● Problem description:
Of all the lines in the material, how many contain the word "code"? State the number alone.

● Dataset excerpts:
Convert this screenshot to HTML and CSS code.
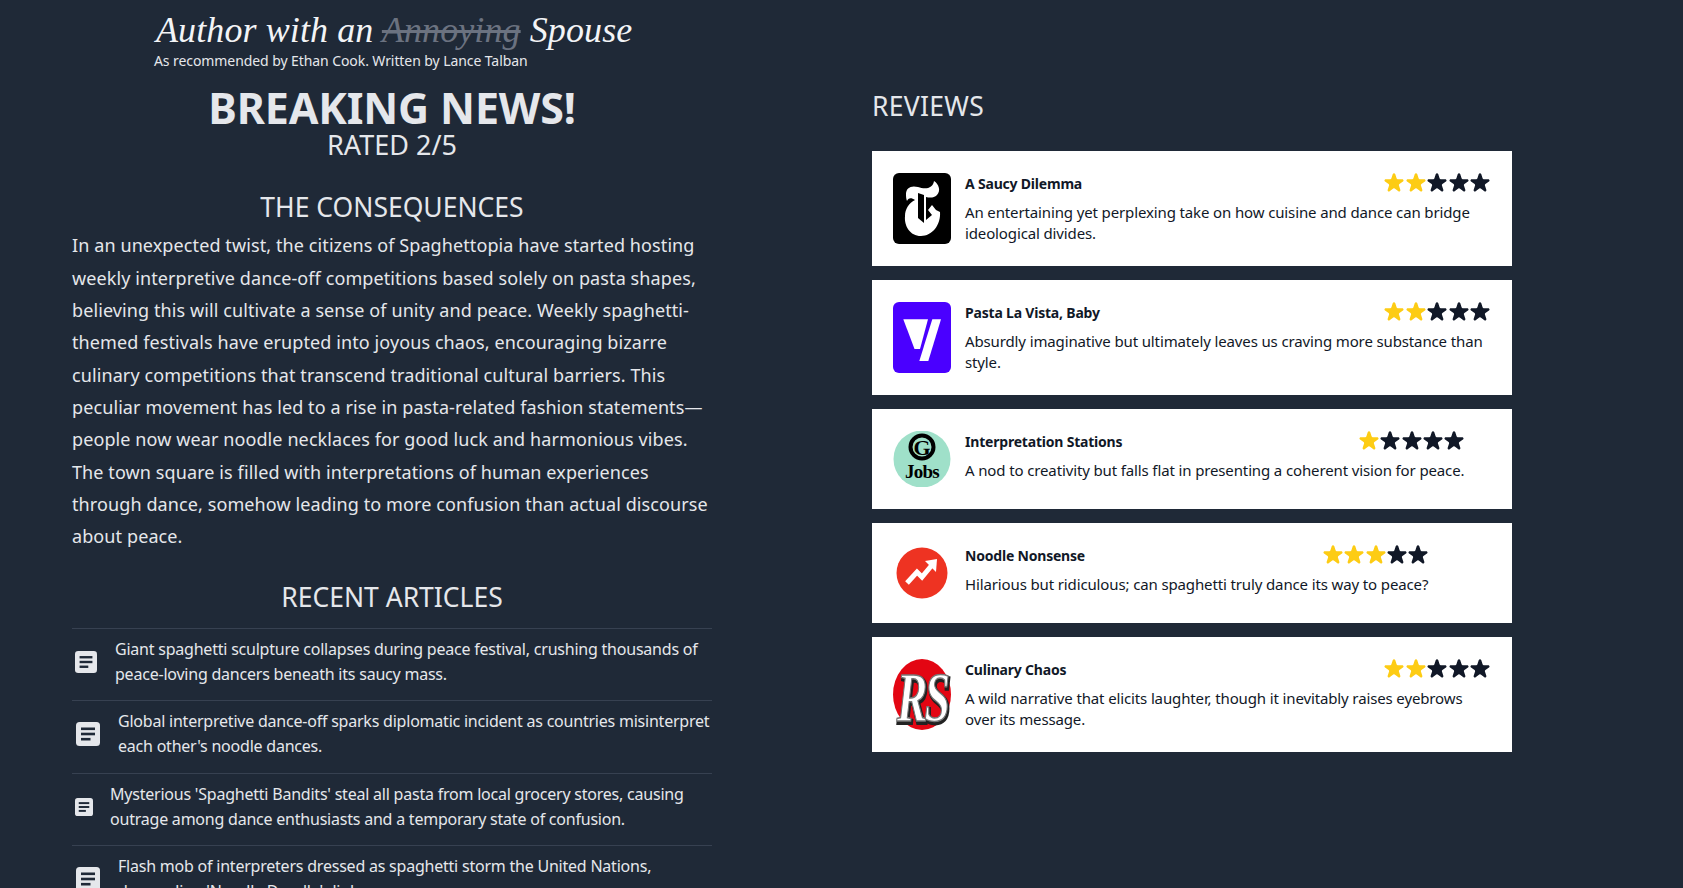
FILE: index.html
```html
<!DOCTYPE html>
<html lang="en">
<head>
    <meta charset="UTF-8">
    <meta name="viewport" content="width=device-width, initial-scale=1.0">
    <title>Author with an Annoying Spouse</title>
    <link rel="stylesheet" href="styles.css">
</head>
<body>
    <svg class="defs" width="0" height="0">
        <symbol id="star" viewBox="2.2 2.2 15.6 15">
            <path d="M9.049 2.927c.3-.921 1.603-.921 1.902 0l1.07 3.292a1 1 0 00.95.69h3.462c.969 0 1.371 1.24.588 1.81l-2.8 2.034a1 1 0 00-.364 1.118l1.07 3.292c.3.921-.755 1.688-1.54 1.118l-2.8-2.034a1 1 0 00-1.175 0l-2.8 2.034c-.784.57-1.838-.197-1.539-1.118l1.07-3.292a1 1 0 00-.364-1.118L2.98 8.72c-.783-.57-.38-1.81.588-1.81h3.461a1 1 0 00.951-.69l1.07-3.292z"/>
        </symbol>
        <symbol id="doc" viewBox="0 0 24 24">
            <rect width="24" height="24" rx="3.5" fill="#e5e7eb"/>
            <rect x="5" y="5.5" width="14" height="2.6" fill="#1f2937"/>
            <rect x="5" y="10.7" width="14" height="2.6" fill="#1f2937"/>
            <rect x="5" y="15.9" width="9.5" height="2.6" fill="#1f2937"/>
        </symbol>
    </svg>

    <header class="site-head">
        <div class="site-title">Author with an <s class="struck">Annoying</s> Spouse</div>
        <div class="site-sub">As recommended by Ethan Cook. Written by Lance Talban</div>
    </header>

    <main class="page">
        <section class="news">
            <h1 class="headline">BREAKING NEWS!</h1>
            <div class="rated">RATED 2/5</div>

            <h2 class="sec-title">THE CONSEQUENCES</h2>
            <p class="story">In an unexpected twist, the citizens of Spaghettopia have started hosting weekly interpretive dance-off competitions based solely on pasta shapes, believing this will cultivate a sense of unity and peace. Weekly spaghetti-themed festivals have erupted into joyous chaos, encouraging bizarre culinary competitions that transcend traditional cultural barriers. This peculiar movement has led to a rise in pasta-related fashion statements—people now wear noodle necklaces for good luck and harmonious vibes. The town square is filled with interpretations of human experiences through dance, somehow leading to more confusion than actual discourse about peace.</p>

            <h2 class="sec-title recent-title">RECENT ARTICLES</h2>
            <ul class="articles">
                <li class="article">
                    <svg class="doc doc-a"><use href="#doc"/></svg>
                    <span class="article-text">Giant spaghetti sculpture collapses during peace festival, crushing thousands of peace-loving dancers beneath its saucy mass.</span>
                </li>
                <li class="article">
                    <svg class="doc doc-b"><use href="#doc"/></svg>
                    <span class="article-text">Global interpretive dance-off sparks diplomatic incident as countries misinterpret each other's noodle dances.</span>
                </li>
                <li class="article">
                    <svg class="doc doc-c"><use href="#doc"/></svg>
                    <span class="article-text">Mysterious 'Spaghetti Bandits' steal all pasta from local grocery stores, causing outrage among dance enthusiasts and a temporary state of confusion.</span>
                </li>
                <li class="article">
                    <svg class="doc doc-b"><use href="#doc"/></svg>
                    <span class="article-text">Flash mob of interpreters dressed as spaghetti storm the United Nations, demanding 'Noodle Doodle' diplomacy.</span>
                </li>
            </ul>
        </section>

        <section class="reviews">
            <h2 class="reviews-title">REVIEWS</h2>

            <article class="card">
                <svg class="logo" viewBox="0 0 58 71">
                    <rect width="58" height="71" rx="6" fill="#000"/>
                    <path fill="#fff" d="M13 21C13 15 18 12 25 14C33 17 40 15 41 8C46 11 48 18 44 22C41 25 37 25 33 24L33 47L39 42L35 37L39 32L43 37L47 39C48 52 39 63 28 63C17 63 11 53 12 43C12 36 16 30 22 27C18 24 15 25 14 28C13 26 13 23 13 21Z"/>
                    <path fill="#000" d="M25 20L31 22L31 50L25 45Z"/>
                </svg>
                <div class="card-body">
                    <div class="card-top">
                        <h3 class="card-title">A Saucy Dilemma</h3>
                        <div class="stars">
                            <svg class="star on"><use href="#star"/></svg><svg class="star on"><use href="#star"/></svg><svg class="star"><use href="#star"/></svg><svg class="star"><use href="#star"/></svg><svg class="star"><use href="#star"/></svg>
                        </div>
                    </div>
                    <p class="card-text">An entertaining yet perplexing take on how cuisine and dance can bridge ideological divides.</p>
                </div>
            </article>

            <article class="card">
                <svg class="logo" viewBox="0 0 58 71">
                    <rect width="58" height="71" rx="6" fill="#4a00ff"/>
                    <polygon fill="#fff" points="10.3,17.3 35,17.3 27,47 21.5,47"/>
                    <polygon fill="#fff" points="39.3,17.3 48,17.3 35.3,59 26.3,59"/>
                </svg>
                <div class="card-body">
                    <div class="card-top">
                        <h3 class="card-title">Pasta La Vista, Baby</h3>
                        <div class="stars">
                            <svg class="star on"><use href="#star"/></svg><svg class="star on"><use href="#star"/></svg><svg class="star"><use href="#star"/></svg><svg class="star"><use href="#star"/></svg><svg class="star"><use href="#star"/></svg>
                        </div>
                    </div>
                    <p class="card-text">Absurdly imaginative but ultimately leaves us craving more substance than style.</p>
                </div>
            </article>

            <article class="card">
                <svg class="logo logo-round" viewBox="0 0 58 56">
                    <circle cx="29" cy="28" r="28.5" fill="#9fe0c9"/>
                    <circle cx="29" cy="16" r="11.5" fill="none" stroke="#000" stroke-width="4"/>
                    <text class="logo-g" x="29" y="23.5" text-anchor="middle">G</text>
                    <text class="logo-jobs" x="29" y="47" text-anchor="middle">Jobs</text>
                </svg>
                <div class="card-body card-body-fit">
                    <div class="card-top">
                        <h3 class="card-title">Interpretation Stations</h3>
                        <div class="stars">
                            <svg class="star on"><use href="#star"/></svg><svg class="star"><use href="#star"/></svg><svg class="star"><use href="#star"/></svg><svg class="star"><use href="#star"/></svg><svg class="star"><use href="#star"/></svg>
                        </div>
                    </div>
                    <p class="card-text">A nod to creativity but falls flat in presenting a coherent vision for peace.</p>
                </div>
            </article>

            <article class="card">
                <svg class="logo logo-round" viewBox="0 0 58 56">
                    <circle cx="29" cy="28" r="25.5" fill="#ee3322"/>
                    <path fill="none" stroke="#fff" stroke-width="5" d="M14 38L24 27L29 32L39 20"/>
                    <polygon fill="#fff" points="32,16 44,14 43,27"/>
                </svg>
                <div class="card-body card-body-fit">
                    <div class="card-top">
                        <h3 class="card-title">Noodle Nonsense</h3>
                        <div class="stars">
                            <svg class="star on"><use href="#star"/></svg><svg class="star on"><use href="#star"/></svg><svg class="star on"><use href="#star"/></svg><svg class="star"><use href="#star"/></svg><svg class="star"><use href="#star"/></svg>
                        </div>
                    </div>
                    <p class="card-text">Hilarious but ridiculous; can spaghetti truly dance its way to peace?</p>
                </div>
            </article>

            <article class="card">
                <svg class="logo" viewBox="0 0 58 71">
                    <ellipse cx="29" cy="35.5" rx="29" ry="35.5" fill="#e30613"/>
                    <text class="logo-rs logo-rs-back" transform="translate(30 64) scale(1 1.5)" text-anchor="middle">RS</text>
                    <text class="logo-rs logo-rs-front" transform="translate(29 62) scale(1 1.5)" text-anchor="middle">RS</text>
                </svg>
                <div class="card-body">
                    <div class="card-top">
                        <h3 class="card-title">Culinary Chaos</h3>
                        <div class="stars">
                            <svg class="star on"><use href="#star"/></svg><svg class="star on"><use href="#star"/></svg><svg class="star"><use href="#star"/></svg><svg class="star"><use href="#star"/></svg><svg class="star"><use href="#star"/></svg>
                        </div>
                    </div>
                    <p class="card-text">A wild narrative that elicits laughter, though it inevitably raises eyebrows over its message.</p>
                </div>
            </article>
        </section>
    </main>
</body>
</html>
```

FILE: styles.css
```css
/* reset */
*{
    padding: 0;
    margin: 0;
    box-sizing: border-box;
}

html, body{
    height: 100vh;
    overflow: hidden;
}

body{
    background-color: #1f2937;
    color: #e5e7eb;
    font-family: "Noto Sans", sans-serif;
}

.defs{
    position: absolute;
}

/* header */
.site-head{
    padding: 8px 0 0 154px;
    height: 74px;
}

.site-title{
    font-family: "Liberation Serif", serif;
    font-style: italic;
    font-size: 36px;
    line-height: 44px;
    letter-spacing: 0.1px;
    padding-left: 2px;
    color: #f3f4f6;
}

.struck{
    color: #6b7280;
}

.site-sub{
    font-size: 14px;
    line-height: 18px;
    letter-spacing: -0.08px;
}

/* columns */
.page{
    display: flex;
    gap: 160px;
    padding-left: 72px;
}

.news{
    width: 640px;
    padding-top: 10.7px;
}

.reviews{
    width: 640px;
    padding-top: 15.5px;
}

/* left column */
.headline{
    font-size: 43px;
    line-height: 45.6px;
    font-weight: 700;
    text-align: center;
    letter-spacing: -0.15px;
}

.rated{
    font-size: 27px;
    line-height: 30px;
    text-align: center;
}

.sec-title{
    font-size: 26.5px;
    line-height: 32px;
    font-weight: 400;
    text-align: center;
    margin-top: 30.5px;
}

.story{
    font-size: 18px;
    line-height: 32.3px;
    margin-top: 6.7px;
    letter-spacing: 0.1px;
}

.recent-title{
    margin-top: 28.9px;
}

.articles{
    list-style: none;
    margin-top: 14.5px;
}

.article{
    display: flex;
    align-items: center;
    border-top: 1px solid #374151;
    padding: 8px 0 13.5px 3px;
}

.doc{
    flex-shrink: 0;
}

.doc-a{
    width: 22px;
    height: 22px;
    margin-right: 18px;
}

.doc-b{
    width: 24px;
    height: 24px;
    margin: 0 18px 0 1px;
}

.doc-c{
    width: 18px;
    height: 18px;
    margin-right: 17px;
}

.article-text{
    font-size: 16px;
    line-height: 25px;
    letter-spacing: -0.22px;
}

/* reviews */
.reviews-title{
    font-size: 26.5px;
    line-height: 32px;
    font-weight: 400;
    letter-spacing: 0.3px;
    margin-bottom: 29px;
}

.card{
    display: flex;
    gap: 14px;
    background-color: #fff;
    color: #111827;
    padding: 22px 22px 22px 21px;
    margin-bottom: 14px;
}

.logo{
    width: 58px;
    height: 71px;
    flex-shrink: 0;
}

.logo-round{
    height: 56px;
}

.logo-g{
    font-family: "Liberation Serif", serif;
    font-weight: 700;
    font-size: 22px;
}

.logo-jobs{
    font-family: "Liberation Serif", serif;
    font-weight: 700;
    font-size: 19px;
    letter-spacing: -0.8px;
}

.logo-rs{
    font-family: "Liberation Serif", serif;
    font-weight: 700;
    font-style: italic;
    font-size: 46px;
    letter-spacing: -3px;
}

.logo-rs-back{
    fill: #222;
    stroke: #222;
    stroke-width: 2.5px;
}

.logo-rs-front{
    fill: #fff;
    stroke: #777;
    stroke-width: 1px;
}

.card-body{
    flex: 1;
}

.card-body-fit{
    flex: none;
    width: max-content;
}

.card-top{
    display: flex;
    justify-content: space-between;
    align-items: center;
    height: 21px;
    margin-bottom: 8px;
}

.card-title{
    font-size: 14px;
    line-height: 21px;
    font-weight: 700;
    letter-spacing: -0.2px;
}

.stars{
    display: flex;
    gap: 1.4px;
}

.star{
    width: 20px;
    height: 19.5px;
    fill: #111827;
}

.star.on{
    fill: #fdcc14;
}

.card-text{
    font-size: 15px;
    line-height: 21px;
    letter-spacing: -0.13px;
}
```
--
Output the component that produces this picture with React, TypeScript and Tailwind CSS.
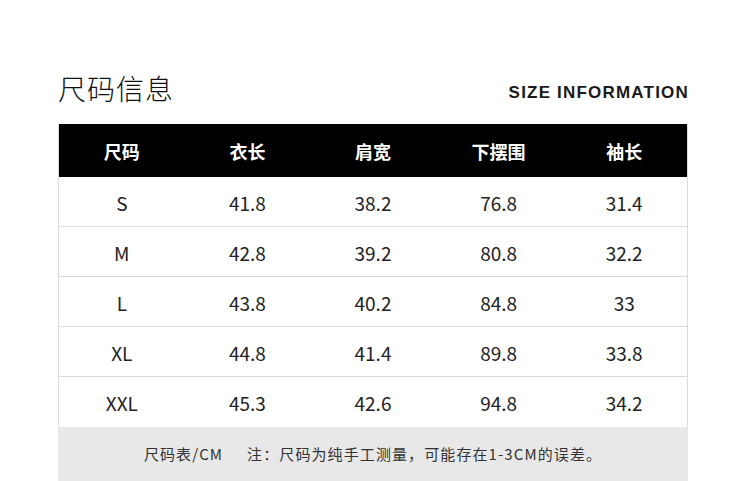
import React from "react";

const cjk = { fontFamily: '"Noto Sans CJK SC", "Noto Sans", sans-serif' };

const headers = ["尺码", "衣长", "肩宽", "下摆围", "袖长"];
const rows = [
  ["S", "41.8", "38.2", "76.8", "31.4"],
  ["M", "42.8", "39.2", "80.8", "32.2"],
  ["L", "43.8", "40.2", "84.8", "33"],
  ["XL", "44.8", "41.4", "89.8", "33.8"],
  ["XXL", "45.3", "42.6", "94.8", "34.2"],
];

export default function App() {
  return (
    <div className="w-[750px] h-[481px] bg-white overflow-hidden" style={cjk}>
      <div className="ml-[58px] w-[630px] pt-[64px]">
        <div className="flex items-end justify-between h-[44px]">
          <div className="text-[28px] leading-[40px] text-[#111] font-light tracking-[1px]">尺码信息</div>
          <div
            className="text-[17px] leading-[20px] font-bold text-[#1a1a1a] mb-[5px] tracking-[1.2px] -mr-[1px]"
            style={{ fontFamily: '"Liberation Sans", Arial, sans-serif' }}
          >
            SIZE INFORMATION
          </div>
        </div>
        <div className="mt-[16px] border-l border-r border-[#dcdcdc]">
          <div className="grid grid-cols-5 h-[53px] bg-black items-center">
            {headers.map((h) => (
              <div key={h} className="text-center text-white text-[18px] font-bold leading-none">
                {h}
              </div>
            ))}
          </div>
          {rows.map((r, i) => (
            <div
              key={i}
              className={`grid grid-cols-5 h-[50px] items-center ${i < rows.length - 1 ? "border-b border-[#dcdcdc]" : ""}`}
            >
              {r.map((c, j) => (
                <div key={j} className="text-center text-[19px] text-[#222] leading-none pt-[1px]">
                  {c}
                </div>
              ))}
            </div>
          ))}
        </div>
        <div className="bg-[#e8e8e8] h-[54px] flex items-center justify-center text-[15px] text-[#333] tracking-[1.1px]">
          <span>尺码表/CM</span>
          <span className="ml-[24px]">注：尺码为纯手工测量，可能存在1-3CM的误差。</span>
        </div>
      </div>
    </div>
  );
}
--
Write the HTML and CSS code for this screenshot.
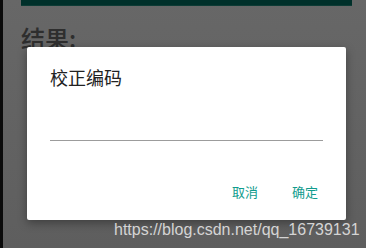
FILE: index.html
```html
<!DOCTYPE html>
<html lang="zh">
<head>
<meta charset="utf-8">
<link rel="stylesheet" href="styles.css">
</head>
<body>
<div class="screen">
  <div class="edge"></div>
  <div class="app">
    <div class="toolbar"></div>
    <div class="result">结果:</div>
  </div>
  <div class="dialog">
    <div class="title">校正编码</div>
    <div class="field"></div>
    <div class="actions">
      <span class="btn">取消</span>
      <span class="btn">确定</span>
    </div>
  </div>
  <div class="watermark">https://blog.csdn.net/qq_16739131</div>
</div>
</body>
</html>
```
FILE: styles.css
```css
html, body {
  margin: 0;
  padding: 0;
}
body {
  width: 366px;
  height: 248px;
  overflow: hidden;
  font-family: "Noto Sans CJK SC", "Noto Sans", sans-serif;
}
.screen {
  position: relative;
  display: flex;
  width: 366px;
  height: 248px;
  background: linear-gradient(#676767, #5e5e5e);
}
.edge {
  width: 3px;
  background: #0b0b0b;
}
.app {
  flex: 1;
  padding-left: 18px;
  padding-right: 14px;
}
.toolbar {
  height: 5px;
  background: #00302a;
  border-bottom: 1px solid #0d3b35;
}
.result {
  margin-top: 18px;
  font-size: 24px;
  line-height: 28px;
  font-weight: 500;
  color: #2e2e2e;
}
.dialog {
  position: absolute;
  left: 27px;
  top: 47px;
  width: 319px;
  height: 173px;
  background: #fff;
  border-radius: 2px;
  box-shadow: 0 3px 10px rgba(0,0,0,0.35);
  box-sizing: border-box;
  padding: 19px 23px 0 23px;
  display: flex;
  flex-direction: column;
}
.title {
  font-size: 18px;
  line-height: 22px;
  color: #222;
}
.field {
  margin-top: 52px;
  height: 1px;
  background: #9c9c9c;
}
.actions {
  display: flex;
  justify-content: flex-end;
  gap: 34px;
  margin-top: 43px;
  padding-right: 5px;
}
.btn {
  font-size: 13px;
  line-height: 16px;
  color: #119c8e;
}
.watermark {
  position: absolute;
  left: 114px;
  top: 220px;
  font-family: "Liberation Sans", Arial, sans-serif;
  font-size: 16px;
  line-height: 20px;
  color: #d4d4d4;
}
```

● Answer to this task:
2